Would consider my BIPC concerns reasonable or hysterical?
DivGuy
Hello Frank,
From their corporate profile (https://bip.brookfield.com/~/media/Files/B/Brookfield-BIP-IR-V2/Q4-2020/BIP%20Corporate%20Profile%20-%20March%202021_vF.pdf)
They generate 20% of their FFO from South America. I’d say they are fairly diversified 🙂
Cheers,
Mike
Natalie
Great explanation about the Brookfield stocks. Thank you for all that you do to make the world of stocks more comprehensible for us.
DivGuy
You’re welcome Natalie!
James Parkins
Great explanation – thank you. I/we own BEP, BIP and BPY. BIP for quite a while actually – huge returns over the years with this one and BEP as well – down a fair bit last several months which seems odd with Biden in the Whitehouse. BPY so/so.
Paul
Market is different for everyone and everyone should look at it that way.

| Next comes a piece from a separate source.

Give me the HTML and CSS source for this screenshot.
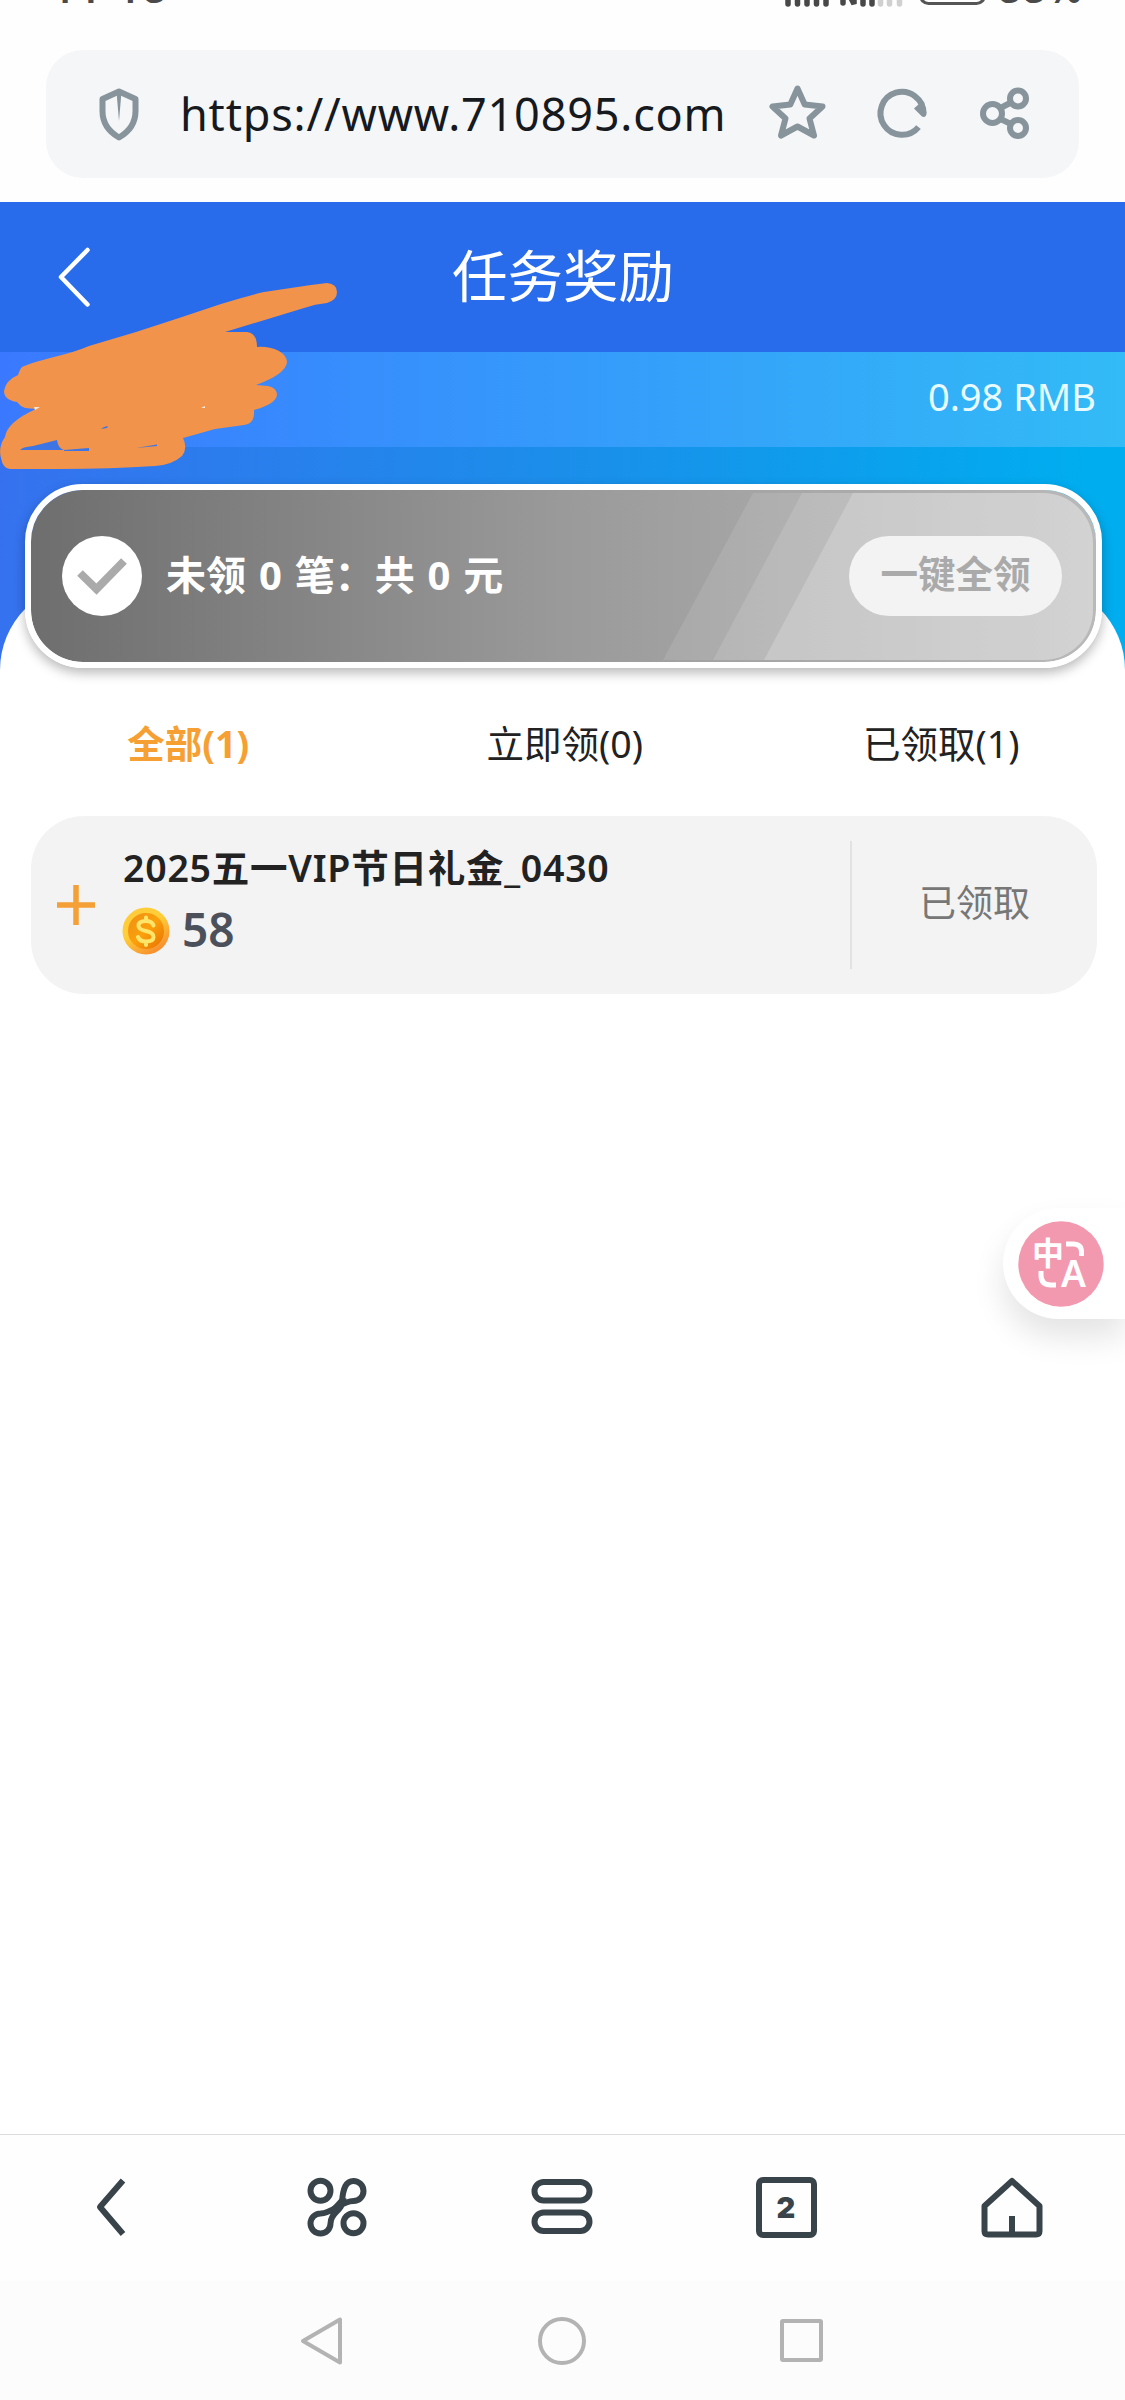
FILE: index.html
```html
<!DOCTYPE html>
<html lang="zh-CN">
<head>
<meta charset="utf-8">
<title>任务奖励</title>
<link rel="stylesheet" href="styles.css">
</head>
<body>
<div class="phone">
  <header class="status">
    <svg width="1125" height="50" viewBox="0 0 1125 50">
      <g class="status-text">
        <text x="52" y="3" textLength="114">11<tspan dy="-6">:</tspan><tspan dy="6">18</tspan></text>
        <text x="998" y="3" textLength="84">88%</text>
      </g>
      <g class="bars">
        <path d="M788 -10V4M797.500-10V4M807-10V4M816.500-10V4M826-10V4M843-10V3M850-4l4 8V-10M863-10V4M872-10V4"/>
        <path class="dim" d="M880.500-10V4M889.500-10V4M899.500-10V4"/>
      </g>
      <rect class="battery" x="920.500" y="-25" width="64" height="28.500" rx="8"/>
    </svg>
  </header>

  <div class="address">
    <svg class="shield" width="42" height="54" viewBox="0 0 42 54">
      <path class="shield-line" d="M21 4.500L37.500 12V24Q37.500 41 21 50.500Q4.500 41 4.500 24V12Z"/>
      <path class="solid" d="M18.500 5H23.500L21 34Z"/>
    </svg>
    <span class="url">https://www.710895.com</span>
    <svg class="tools" width="262" height="60" viewBox="0 0 262 60">
      <path class="line6" d="M29.500 5.500L36.700 21.500L54.500 23.500L41.500 35.500L46 52.500L29.500 43.500L13 52.500L17.500 35.500L4.500 23.500L22.300 21.500Z"/>
      <path class="line6" d="M150.500 44.100A21.500 21.500 0 1 1 155.500 30.300"/>
      <path class="solid" d="M146 25.600L151 21L156 18.600L158.500 30Q158.500 34 155.500 34Q154 34 152.500 32Z"/>
      <g class="line6"><circle cx="224.500" cy="30.500" r="9.500"/><circle cx="250" cy="15.500" r="8"/><circle cx="250" cy="45" r="8"/><path d="M232.500 25L243 19.500M232.500 36L243 41"/></g>
    </svg>
  </div>

  <main class="app">
    <div class="titlebar">
      <svg class="back" width="36" height="62" viewBox="0 0 36 62"><path d="M31.500 4L5 31L31.500 58.500"/></svg>
      <h1>任务奖励</h1>
    </div>
    <div class="balance"><span>0.98 RMB</span></div>
    <svg class="scribble" width="345" height="480" viewBox="0 0 345 480">
      <path class="ink" d="M22 367Q30 363 54 357Q75 352 89 346L136 332L179 318L221 304Q250 295 264 292L311 285L327 283Q337 284 337 292Q337 300 327 303Q315 304 304 308L225 332L247 332Q257 333 257 347Q268 346 279 351Q287 356 287 362Q286 374 256 385L268 386Q277 388 277 395Q276 404 254 410Q255 424 244 425L215 429L183 438Q188 448 182 456Q172 465 155 466Q110 469 60 469H10Q3 469 1 458Q-2 447 5 437Q7 422 36 409L25 408Q20 406 17 402Q4 400 4 391Q6 380 18 375Q20 369 22 367Z"/>
      <path class="gap" d="M20 450Q22 447 33 446L57 440Q58 448 64 450ZM64 450L89 448V451H64ZM101 429L104 427L108 426L107 428ZM136 448L157 444.500L157 446Z"/>
      <path class="spark" d="M34 407H40L35 410ZM201 408L205 406L205 408Z"/>
    </svg>

    <section class="sheet">
      <div class="claim">
        <svg class="sheen" width="1066" height="172" viewBox="0 0 1066 172">
          <path class="s1" d="M722 3H1012A50 50 0 0 1 1062 53V120A50 50 0 0 1 1012 170H632Z"/>
          <path class="s2" d="M771 3H1012A50 50 0 0 1 1062 53V120A50 50 0 0 1 1012 170H682Z"/>
          <path class="s3" d="M822 3H1012A50 50 0 0 1 1062 53V120A50 50 0 0 1 1012 170H733Z"/>
        </svg>
        <svg class="check" width="80" height="80" viewBox="0 0 80 80"><circle cx="40" cy="40" r="40"/><path d="M18 37L34.500 53L62 25"/></svg>
        <span class="claim-text">未领 0 笔：共 0 元</span>
        <span class="claim-all">一键全领</span>
      </div>

      <nav class="tabs">
        <span class="on">全部(1)</span><span>立即领(0)</span><span>已领取(1)</span>
      </nav>

      <article class="reward">
        <svg class="plus" width="38" height="40" viewBox="0 0 38 40"><path d="M0 20H38M19 0V40"/></svg>
        <div class="info">
          <div class="name">2025五一VIP节日礼金_0430</div>
          <div class="amount">
            <svg width="48" height="48" viewBox="0 0 48 48">
              <defs>
                <linearGradient id="rim" x1="0" y1="0" x2=".6" y2="1"><stop offset="0" stop-color="#ffca3a"/><stop offset=".5" stop-color="#ffcf38"/><stop offset="1" stop-color="#f7902f"/></linearGradient>
                <linearGradient id="face" x1="0" y1="0" x2="1" y2="1"><stop offset="0" stop-color="#ee8f12"/><stop offset=".5" stop-color="#fba00d"/><stop offset="1" stop-color="#e67000"/></linearGradient>
              </defs>
              <circle cx="24" cy="24" r="23.500" fill="url(#rim)"/><circle cx="24" cy="24" r="18" fill="url(#face)"/>
              <path class="dollar" d="M31.500 18.500Q30 14 24 14Q16.500 14 16.500 18.700Q16.500 22.500 24 24Q31.500 25.500 31.500 30Q31.500 34.500 24 34.500Q17.500 34.500 16 30M24 10.500V13M24 35V38"/>
            </svg>
            <b>58</b>
          </div>
        </div>
        <div class="state">已领取</div>
      </article>
    </section>
  </main>

  <nav class="browser-nav">
    <svg width="64" height="64" viewBox="0 0 64 64"><path d="M43 5.500L20 32L43 59"/></svg>
    <svg width="64" height="64" viewBox="0 0 64 64"><circle cx="15.500" cy="15.700" r="10"/><circle cx="48.500" cy="48.300" r="10"/><path d="M37 27C38 13 41 6 48.500 6A10 10 0 0 1 48.500 26C36 26 28 38 15.500 38.500A10 10 0 1 0 25.500 48.500C26 36 37 38 38.500 23"/><path class="join" d="M26 39L38 26"/></svg>
    <svg width="64" height="64" viewBox="0 0 64 64"><rect x="4.500" y="7" width="55" height="18.500" rx="9.200"/><rect x="4.500" y="37.500" width="55" height="18.500" rx="9.200"/></svg>
    <span class="tab-count">2</span>
    <svg width="64" height="64" viewBox="0 0 64 64"><path d="M32 6L59.500 31V56Q59.500 59.500 56 59.500H8Q4.500 59.500 4.500 56V31ZM32 59V41"/></svg>
  </nav>

  <footer class="system-nav">
    <svg width="48" height="50" viewBox="0 0 48 50"><path d="M5 25L42 3.500V46.500Z"/></svg>
    <svg width="48" height="50" viewBox="0 0 48 50"><circle cx="24" cy="25" r="22"/></svg>
    <svg width="48" height="50" viewBox="0 0 48 50"><rect x="4" y="5" width="39" height="39" rx="1"/></svg>
  </footer>

  <aside class="translate">
    <svg width="86" height="86" viewBox="0 0 86 86">
      <circle cx="43" cy="43" r="42.700"/>
      <text class="zh" x="14" y="44">中</text>
      <text class="en" x="43" y="66" textLength="25" lengthAdjust="spacingAndGlyphs">A</text>
      <path d="M48 23H55Q63.500 23 63.500 31V35M23 50V54Q23 64 33 64H38"/>
    </svg>
  </aside>
</div>
</body>
</html>
```

FILE: styles.css
```css
* { box-sizing: border-box; }
body { margin: 0; background: #fefefe; }
svg { display: block; flex: none; }

.phone {
  position: relative;
  display: flex;
  flex-direction: column;
  width: 1125px;
  height: 2400px;
  overflow: hidden;
  font-family: "Noto Sans", "Noto Sans CJK SC", sans-serif;
  color: #222;
}

/* status bar */
.status { height: 50px; flex: none; overflow: hidden; }
.status-text { font: 600 40px "Noto Sans", sans-serif; fill: #4a4a4a; }
.bars path { fill: none; stroke: #484848; stroke-width: 5.500; stroke-linecap: round; }
.bars .dim { stroke: #d0d0d0; }
.battery { fill: none; stroke: #555; stroke-width: 3; }

/* address bar */
.address {
  display: flex;
  align-items: center;
  flex: none;
  height: 128px;
  margin: 0 46px 24px;
  padding: 0 49px 0 52px;
  border-radius: 37px;
  background: #f4f6f8;
}
.shield { margin-top: -1px; }
.shield-line, .line6 { fill: none; stroke: #87949b; stroke-width: 6; stroke-linejoin: round; }
.solid { fill: #87949b; }
.url {
  flex: 1;
  margin: 0 0 0 40px;
  font-size: 45px;
  line-height: 60px;
  letter-spacing: .8px;
  color: #16191d;
  white-space: nowrap;
}
.tools { margin-top: -2px; }

/* page */
.app {
  position: relative;
  flex: 1;
  background: linear-gradient(92deg, #3671ef 0, #1b8eea 50%, #00adef 96%) 0 0 / 100% 500px no-repeat;
}
.titlebar {
  display: flex;
  align-items: center;
  height: 150px;
  padding-left: 56px;
  background: #286ceb;
}
.back path { fill: none; stroke: #fff; stroke-width: 4.500; stroke-linecap: round; stroke-linejoin: round; }
h1 {
  margin: -2px 0 0 360px;
  font-size: 55.500px;
  font-weight: 400;
  line-height: 80px;
  color: #fff;
}
.balance {
  display: flex;
  align-items: center;
  justify-content: flex-end;
  height: 95px;
  padding-right: 29px;
  background: linear-gradient(90deg, #3a79ff, #359afb 50%, #32bbf6);
  font-size: 38px;
  color: #e8fbff;
}
.balance span { margin-top: -7px; }
.scribble { position: absolute; left: 0; top: -202px; }
.ink { fill: #f2934c; }
.gap { fill: #3d76e4; }
.spark { fill: #fbe6d4; }

.sheet {
  margin-top: 136px;
  height: 1551px;
  border-radius: 87px 87px 0 0;
  background: #fff;
}

/* claim banner */
.claim {
  position: relative;
  top: -99px;
  display: flex;
  align-items: center;
  width: 1077px;
  height: 184px;
  margin: 0 0 -99px 25px;
  padding: 0 34px 0 31px;
  border: 6px solid #fff;
  border-radius: 58px;
  background: linear-gradient(90deg, #6e6e6e, #9a9a9a 50%, #b9b9b9) padding-box;
  box-shadow: 0 5px 12px rgba(0, 0, 0, .28);
}
.sheen { position: absolute; left: 0; top: 0; }
.sheen path { fill: #fff; }
.sheen .s1 { opacity: .1; }
.sheen .s2 { opacity: .13; }
.sheen .s3 { opacity: .2; }
.check { position: relative; }
.check circle { fill: #fff; }
.check path { fill: none; stroke: #aaa; stroke-width: 8; }
.claim-text {
  position: relative;
  flex: 1;
  margin: -3px 0 0 24px;
  font-size: 40px;
  font-weight: 700;
  line-height: 56px;
  word-spacing: 2.500px;
  color: #fff;
  white-space: nowrap;
}
.claim-all {
  position: relative;
  width: 213px;
  height: 80px;
  border-radius: 40px;
  background: #f3f3f3;
  font-size: 37.500px;
  font-weight: 700;
  line-height: 75px;
  text-align: center;
  color: #aaa;
}

.tabs {
  display: grid;
  grid-template-columns: repeat(3, 376.500px);
  margin-top: 46px;
  height: 60px;
  font-size: 37.500px;
  line-height: 60px;
  text-align: center;
}
.tabs .on { font-weight: 700; color: #f6a034; }

/* reward row */
.reward {
  display: flex;
  align-items: center;
  width: 1066px;
  height: 178px;
  margin: 42px 0 0 31px;
  padding-left: 26px;
  border-radius: 53px;
  background: #f3f3f3;
}
.plus path { stroke: #f5a037; stroke-width: 5.500; }
.info { flex: 1; margin-left: 27px; }
.name {
  margin: -8px 0 0 1px;
  font-size: 37.500px;
  font-weight: 600;
  line-height: 56px;
  letter-spacing: .75px;
  white-space: nowrap;
}
.amount { display: flex; align-items: center; height: 64px; margin-top: 3px; }
.amount b { margin: -4px 0 0 12px; font-size: 46px; font-weight: 600; line-height: 60px; color: #4b505b; }
.dollar { fill: none; stroke: #ffe66b; stroke-width: 4; stroke-linecap: round; }
.state {
  width: 247px;
  height: 128px;
  border-left: 2px solid #e2e2e2;
  font-size: 37px;
  line-height: 124px;
  text-align: center;
  color: #777;
}

/* browser toolbar */
.browser-nav {
  display: grid;
  grid-template-columns: repeat(5, 1fr);
  place-items: center;
  flex: none;
  height: 147px;
  padding: 0 1px 2px 0;
  border-top: 1px solid #dcdcdc;
  background: #fefefe;
}
.browser-nav svg { fill: none; stroke: #38434a; stroke-width: 6; stroke-linejoin: round; }
.browser-nav .join { stroke-width: 8; }
.tab-count {
  width: 61px;
  height: 61px;
  border: 6px solid #38434a;
  border-radius: 7px;
  font: 900 29px/49px Inter, sans-serif;
  text-align: center;
  color: #38434a;
  padding-right: 2px;
}

/* system buttons */
.system-nav {
  display: flex;
  justify-content: center;
  align-items: center;
  gap: 192px;
  flex: none;
  height: 120px;
  padding: 0 1px 1px 0;
  background: #fcfcfc;
}
.system-nav svg { fill: none; stroke: #b3b3b3; stroke-width: 4; stroke-linejoin: round; }

/* floating translate button */
.translate {
  position: absolute;
  right: 0;
  top: 1208px;
  display: flex;
  align-items: center;
  width: 122px;
  height: 111px;
  padding-left: 15px;
  border-radius: 56px 0 0 56px;
  background: #fff;
  box-shadow: 0 18px 32px rgba(0, 0, 0, .11);
}
.translate circle { fill: #f299b0; }
.translate text { fill: #fff; font-weight: 700; }
.translate .zh { font-size: 32px; font-family: "Noto Sans CJK SC", sans-serif; }
.translate .en { font-size: 38px; font-family: "Noto Sans", sans-serif; font-weight: 600; }
.translate path { fill: none; stroke: #fff; stroke-width: 5; }
```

I have a significant position in BAM.PR.T which were bought ages ago at $25.37. Today sitting at 27.71% loss. Trying my best to apply your strategy of when to dump. If it wasn’’t for the 3.471% div, it would be nothing more than a bad memory 2nd to Baytex. Oh well, I enjoy seeing how you view the process. I am 15 months to retirement so dividends all the way.
DivGuy
Hello Paul,
Unfortunately, preferred shares are different than corporate shares. Yes, they pay a higher dividend yield, but you will not likely participate in the company’s growth.
This is why I prefer corporate shares; I want both capital growth and dividend growth.